* _Data for the task_
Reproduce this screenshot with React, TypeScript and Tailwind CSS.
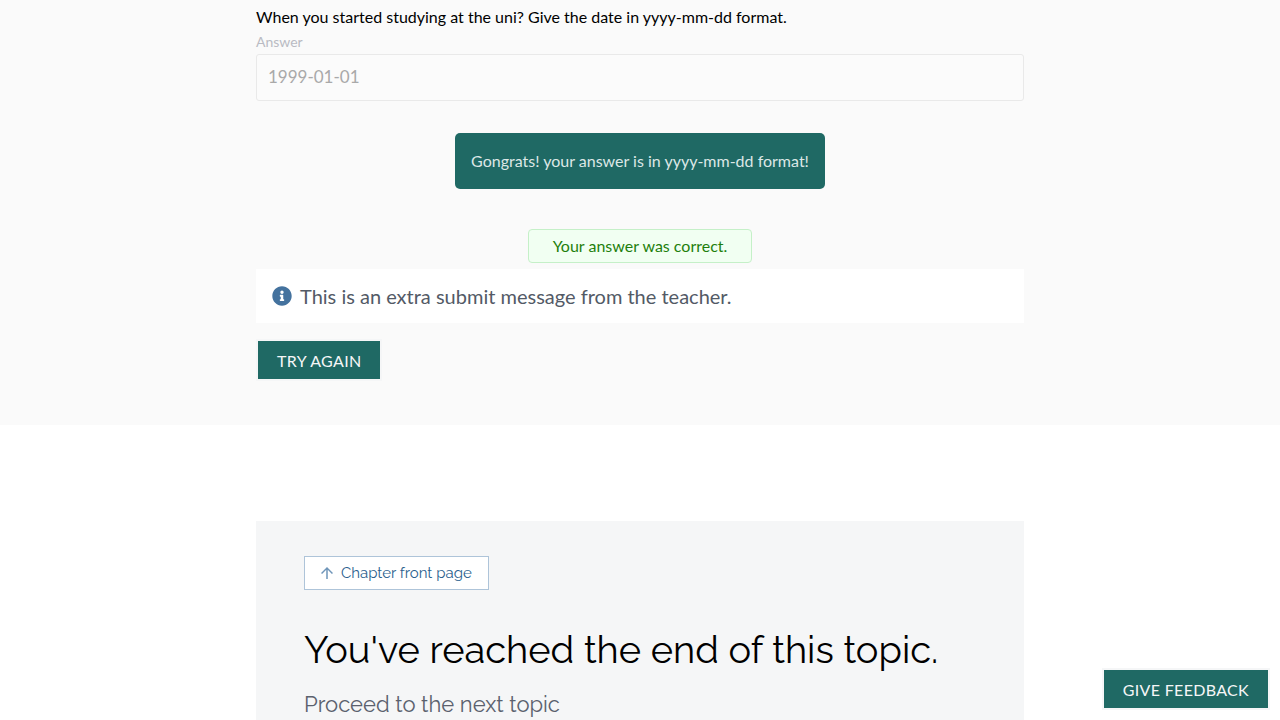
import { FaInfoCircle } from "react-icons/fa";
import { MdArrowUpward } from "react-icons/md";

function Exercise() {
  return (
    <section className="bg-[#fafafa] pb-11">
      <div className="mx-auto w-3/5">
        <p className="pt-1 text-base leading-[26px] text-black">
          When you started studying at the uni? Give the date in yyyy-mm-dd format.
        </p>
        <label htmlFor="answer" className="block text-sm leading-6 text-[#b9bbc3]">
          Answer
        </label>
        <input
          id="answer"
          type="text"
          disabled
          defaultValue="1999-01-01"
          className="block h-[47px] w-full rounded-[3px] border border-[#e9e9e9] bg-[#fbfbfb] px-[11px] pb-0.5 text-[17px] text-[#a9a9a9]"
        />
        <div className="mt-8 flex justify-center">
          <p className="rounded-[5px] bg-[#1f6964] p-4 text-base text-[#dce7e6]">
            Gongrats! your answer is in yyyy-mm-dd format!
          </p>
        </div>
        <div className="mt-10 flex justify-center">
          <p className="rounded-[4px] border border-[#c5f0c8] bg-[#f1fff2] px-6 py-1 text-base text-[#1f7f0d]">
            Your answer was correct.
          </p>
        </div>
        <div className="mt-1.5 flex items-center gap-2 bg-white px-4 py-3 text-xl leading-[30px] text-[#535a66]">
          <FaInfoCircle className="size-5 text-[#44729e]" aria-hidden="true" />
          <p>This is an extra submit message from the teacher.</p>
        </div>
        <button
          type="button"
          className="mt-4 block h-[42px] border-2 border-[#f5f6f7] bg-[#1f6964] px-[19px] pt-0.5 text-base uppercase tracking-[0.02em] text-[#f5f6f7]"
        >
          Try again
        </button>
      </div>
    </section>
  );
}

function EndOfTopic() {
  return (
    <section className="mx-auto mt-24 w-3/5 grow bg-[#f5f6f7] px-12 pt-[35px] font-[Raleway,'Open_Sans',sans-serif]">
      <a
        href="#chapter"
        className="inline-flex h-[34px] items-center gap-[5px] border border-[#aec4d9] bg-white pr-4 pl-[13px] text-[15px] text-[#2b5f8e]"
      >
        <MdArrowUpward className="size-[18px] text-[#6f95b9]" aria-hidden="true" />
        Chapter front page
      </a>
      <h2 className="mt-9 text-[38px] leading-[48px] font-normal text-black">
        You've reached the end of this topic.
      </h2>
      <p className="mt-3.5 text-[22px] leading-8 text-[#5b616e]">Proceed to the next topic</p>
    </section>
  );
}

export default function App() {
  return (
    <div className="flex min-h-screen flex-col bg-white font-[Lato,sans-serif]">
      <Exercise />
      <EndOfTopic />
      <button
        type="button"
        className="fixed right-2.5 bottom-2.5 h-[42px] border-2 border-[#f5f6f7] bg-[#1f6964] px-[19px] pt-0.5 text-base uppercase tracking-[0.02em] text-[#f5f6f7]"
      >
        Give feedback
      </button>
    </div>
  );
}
* * *
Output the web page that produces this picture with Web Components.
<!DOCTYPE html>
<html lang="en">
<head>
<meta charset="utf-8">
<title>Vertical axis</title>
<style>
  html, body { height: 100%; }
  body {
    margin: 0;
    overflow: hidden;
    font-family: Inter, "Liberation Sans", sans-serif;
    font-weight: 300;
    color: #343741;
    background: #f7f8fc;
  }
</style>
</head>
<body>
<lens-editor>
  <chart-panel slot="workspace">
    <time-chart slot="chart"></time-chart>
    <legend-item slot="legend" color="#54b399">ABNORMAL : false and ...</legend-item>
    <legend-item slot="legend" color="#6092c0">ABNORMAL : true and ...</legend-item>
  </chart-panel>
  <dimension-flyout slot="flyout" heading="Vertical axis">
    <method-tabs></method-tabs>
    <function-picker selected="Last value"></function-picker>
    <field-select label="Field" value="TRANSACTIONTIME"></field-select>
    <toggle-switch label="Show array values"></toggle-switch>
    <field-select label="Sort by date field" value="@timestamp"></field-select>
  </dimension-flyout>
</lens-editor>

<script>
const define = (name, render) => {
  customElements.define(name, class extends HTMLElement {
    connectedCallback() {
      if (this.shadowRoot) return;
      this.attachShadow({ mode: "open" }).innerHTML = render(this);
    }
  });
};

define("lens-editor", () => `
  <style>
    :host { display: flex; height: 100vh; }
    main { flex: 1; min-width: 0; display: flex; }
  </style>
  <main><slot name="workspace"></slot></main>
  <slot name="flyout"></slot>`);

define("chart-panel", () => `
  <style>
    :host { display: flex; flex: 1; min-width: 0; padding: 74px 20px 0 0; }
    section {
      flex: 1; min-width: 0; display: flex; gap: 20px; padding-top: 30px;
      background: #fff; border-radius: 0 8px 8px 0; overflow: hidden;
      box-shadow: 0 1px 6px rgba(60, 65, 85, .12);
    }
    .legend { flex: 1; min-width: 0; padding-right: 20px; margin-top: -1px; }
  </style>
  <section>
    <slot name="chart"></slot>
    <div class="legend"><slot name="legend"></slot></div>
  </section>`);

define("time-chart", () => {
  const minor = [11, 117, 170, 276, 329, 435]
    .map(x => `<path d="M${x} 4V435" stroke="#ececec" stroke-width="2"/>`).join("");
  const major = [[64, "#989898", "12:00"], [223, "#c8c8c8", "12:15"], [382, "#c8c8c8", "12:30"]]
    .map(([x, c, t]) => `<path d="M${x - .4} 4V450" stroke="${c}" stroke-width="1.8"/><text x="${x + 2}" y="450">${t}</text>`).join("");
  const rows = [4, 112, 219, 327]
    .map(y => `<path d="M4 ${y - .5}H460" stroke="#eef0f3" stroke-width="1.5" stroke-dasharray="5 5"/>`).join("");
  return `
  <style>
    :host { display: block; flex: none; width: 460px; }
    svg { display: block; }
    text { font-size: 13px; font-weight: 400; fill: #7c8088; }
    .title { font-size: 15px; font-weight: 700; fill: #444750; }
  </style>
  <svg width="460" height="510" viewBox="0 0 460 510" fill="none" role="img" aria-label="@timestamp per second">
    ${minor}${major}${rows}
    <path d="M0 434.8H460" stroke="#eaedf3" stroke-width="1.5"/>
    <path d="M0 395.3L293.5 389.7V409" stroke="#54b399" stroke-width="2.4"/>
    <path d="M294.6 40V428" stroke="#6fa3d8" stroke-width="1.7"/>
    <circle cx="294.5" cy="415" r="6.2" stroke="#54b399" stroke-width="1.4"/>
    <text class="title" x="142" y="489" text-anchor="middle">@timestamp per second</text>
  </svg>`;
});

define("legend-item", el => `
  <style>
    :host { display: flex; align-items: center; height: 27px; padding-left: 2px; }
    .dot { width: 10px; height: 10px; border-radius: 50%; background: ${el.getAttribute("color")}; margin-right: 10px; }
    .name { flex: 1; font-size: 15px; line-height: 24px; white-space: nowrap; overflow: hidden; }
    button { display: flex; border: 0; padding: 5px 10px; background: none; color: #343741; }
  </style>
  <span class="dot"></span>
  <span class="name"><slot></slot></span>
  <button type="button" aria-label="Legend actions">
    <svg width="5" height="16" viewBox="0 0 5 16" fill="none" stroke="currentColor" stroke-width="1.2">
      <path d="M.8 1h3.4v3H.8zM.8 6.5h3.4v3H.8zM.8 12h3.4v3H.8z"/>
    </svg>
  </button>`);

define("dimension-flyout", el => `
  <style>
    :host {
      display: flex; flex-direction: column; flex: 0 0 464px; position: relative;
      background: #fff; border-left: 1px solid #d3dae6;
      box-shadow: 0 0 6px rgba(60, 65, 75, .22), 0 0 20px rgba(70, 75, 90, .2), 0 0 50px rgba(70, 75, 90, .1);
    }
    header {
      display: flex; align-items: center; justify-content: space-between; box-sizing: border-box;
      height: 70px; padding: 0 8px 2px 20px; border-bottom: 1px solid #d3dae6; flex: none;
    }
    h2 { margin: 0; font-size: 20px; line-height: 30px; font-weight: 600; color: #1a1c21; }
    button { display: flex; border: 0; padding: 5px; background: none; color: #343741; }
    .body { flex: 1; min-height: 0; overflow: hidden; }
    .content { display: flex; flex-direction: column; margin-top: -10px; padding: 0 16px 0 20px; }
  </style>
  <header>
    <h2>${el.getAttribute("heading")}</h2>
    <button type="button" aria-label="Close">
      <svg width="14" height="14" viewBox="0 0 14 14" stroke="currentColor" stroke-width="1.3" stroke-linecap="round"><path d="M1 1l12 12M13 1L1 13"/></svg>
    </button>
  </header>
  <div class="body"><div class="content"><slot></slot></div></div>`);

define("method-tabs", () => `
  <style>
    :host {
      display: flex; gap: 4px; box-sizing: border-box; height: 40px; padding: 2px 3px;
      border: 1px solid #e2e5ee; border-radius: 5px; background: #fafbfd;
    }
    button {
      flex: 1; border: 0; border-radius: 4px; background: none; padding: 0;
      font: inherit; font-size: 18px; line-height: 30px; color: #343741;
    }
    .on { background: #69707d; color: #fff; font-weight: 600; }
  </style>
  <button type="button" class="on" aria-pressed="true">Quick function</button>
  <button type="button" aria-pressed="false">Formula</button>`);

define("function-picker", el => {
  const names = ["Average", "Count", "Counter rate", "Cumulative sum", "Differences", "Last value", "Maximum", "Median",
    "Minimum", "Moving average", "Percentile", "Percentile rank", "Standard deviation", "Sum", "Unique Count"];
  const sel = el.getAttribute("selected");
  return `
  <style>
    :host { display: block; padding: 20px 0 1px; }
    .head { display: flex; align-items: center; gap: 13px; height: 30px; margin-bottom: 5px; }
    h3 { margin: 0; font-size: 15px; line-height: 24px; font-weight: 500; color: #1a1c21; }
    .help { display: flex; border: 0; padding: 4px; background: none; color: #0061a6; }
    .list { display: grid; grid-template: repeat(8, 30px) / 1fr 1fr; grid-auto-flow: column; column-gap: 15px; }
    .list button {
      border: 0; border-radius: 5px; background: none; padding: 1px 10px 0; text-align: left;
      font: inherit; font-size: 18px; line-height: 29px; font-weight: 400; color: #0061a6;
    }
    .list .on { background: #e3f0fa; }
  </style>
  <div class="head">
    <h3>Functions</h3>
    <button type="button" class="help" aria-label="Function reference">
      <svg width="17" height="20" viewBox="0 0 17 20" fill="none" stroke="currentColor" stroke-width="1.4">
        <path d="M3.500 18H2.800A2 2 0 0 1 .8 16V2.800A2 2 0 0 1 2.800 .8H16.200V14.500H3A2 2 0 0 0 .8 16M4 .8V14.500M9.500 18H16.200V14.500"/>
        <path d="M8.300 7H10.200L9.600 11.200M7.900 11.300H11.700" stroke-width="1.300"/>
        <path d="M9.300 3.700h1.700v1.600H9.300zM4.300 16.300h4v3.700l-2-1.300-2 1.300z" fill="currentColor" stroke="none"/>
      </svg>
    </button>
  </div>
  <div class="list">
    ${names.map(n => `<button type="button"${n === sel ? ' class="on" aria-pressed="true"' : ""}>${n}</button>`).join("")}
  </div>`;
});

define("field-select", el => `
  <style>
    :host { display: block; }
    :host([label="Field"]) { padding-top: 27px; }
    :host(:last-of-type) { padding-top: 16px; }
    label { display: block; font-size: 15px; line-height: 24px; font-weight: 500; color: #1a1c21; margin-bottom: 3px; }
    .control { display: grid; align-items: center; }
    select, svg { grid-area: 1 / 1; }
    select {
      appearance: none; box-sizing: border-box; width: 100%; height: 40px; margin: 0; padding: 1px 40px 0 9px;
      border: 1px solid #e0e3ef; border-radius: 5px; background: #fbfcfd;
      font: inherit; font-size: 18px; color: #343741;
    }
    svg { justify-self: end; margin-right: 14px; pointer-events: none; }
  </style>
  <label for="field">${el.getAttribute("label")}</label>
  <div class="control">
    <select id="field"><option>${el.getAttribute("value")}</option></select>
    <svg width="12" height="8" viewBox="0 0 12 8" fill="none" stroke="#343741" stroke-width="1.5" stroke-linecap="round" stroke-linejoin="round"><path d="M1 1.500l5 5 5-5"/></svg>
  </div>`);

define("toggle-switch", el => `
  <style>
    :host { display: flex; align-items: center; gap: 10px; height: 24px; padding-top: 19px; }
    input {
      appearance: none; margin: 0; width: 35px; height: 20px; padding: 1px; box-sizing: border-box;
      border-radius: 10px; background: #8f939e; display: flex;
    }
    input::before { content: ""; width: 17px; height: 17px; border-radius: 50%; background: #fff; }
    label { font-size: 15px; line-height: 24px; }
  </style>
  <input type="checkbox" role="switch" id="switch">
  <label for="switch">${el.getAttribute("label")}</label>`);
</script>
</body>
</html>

* _What needs to be done_
Search the records above for the string "with". Copy every line that contains it.

* _Answer to the exercise_
Reproduce this screenshot with React, TypeScript and Tailwind CSS.
Output the web page that produces this picture with Web Components.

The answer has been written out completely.